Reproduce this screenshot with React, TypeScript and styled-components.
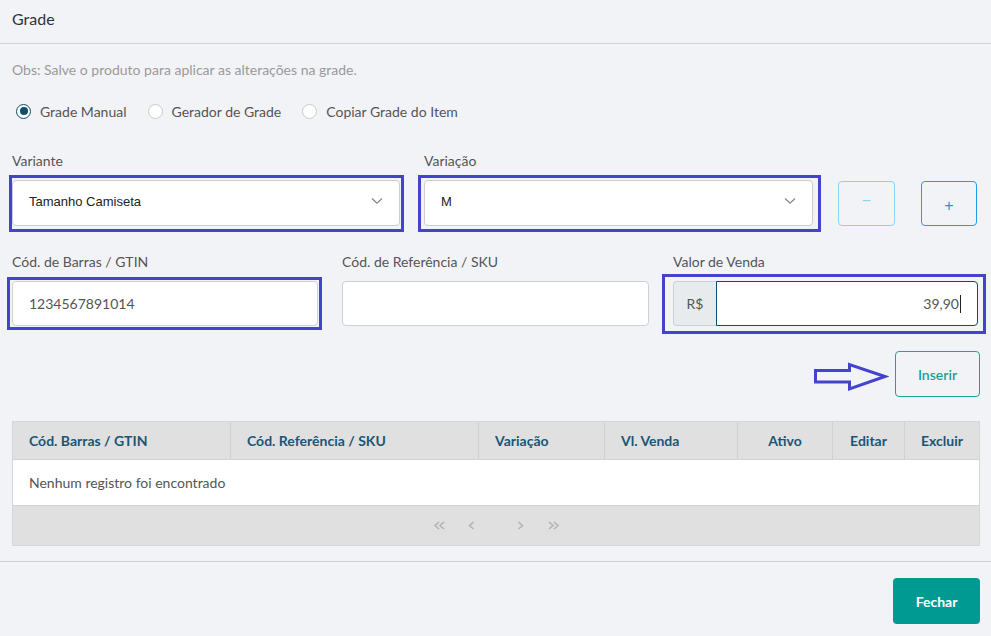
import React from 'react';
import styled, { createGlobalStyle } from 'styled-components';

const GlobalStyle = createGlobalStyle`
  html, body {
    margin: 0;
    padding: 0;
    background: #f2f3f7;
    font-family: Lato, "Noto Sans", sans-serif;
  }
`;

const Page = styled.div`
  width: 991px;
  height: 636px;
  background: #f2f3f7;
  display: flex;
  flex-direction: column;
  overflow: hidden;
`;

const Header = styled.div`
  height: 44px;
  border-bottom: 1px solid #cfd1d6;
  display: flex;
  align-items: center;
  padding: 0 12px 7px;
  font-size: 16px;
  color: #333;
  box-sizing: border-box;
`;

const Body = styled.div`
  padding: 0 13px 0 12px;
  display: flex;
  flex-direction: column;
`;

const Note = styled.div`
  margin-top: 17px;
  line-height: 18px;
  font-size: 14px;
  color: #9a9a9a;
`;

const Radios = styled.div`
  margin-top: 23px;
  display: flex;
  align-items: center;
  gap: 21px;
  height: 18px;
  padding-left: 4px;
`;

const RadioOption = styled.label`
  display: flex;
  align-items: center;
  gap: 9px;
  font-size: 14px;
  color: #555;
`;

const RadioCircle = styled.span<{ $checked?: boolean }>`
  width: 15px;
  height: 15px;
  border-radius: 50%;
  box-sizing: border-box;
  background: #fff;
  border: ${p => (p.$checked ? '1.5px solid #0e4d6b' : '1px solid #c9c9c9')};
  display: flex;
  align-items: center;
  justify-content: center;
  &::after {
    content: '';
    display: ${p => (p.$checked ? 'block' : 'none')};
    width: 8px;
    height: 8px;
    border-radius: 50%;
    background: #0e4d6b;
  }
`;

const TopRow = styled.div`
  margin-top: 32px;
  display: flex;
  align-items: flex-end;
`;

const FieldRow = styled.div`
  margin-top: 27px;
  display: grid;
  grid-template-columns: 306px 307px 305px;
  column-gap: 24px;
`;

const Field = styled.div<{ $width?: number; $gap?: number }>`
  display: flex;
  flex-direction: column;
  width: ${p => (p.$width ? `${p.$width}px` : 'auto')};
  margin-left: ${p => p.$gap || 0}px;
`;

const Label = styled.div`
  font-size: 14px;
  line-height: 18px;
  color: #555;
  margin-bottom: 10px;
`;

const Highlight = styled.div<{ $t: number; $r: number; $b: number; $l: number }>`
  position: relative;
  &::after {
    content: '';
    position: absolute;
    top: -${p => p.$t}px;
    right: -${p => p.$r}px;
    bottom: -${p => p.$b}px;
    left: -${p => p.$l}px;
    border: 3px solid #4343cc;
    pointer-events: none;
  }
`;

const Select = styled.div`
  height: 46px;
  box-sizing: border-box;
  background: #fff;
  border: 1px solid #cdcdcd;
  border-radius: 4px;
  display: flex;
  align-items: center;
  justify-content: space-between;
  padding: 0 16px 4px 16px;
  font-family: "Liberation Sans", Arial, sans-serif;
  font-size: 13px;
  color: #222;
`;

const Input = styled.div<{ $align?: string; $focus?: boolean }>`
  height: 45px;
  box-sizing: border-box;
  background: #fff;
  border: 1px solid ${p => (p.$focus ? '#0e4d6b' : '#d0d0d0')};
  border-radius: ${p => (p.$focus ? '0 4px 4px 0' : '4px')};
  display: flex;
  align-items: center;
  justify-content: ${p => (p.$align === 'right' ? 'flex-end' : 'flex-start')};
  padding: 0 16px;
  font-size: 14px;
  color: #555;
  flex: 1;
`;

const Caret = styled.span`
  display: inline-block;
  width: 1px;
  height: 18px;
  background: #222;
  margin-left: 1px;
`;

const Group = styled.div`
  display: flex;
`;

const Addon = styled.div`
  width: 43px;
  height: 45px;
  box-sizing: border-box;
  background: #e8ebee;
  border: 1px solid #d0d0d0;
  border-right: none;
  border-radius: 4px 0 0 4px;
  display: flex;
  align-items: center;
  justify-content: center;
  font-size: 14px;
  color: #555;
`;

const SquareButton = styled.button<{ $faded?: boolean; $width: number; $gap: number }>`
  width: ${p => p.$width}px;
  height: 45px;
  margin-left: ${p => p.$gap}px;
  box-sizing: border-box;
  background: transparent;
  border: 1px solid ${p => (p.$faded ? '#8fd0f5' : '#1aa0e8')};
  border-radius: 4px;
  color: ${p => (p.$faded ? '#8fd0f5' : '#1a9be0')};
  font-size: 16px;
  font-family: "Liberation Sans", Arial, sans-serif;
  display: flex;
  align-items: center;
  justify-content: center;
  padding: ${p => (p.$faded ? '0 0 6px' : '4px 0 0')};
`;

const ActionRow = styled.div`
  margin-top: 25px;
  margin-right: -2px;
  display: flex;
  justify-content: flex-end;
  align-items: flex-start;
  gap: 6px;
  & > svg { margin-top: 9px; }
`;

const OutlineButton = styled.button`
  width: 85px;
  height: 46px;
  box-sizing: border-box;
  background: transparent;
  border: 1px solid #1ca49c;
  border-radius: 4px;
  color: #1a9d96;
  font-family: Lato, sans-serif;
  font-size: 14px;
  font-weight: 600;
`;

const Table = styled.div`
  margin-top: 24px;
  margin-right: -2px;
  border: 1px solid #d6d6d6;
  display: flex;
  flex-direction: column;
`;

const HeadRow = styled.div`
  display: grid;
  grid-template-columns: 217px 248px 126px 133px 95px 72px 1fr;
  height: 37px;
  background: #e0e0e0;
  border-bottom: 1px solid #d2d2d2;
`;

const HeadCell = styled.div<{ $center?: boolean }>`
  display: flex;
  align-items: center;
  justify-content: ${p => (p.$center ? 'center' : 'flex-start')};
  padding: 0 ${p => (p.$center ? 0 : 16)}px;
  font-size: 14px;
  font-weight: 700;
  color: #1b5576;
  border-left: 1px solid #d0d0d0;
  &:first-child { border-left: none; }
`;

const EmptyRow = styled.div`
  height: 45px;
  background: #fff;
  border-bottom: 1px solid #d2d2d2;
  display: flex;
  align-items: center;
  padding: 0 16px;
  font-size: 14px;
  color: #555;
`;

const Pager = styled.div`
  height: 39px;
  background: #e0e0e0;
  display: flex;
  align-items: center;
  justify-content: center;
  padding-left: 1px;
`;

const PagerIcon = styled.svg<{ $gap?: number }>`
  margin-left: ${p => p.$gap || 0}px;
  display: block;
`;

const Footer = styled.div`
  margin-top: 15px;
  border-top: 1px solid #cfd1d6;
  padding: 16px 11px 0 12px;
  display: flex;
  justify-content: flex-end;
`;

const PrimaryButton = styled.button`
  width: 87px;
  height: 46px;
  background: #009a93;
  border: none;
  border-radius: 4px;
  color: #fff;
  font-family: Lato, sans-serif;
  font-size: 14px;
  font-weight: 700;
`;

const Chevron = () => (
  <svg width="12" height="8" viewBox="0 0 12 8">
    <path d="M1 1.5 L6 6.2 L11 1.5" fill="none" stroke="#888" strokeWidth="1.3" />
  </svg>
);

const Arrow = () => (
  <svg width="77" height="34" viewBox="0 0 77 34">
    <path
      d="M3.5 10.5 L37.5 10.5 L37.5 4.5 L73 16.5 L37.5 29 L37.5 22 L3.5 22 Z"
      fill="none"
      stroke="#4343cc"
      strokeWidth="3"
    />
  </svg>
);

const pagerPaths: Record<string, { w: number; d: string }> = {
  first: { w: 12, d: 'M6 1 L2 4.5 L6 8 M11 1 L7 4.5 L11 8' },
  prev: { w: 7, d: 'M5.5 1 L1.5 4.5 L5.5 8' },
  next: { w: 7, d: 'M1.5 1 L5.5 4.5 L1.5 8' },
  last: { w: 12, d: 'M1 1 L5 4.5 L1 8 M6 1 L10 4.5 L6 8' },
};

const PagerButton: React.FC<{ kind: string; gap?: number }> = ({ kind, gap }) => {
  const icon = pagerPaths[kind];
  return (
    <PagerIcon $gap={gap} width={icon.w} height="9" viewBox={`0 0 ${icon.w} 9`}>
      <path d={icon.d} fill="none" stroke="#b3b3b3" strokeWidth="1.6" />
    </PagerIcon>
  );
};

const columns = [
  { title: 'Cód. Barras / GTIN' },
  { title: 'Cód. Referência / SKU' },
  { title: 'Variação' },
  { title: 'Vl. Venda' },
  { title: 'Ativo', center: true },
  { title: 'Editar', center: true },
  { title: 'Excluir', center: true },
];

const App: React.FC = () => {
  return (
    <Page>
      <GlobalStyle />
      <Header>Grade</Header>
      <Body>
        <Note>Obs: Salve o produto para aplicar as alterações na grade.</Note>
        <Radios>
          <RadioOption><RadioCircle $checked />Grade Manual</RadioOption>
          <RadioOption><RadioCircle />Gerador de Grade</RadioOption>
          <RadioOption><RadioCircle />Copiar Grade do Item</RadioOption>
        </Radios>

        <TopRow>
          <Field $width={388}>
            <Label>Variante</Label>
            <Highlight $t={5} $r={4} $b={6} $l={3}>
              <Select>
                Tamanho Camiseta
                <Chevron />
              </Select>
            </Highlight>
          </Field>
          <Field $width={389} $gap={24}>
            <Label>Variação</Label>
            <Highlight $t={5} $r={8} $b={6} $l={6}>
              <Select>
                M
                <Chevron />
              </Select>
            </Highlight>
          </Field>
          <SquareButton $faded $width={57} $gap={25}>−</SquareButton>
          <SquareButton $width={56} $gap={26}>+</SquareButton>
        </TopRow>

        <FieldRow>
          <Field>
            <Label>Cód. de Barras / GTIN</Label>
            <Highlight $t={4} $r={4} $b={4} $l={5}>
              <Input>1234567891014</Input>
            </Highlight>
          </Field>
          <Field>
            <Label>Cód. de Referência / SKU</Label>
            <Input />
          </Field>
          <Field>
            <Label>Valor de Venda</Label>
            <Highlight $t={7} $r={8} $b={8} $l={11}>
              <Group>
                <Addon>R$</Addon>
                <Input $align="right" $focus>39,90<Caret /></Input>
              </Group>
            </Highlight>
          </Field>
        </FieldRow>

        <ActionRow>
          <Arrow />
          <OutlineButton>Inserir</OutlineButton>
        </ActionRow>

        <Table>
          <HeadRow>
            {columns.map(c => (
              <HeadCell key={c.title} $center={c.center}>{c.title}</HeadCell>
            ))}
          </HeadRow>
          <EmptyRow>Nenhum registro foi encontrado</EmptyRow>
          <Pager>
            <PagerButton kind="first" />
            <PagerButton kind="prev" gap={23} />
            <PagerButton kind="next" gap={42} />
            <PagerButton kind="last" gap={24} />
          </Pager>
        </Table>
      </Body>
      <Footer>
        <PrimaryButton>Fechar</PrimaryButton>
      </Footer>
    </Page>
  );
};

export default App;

◆ ◆ ◆ ◆

■ OBJECTIVE:
State how many lines of the listing above include the word "React". Give nothing but the number.

■ COMPLETE RESPONSE:
4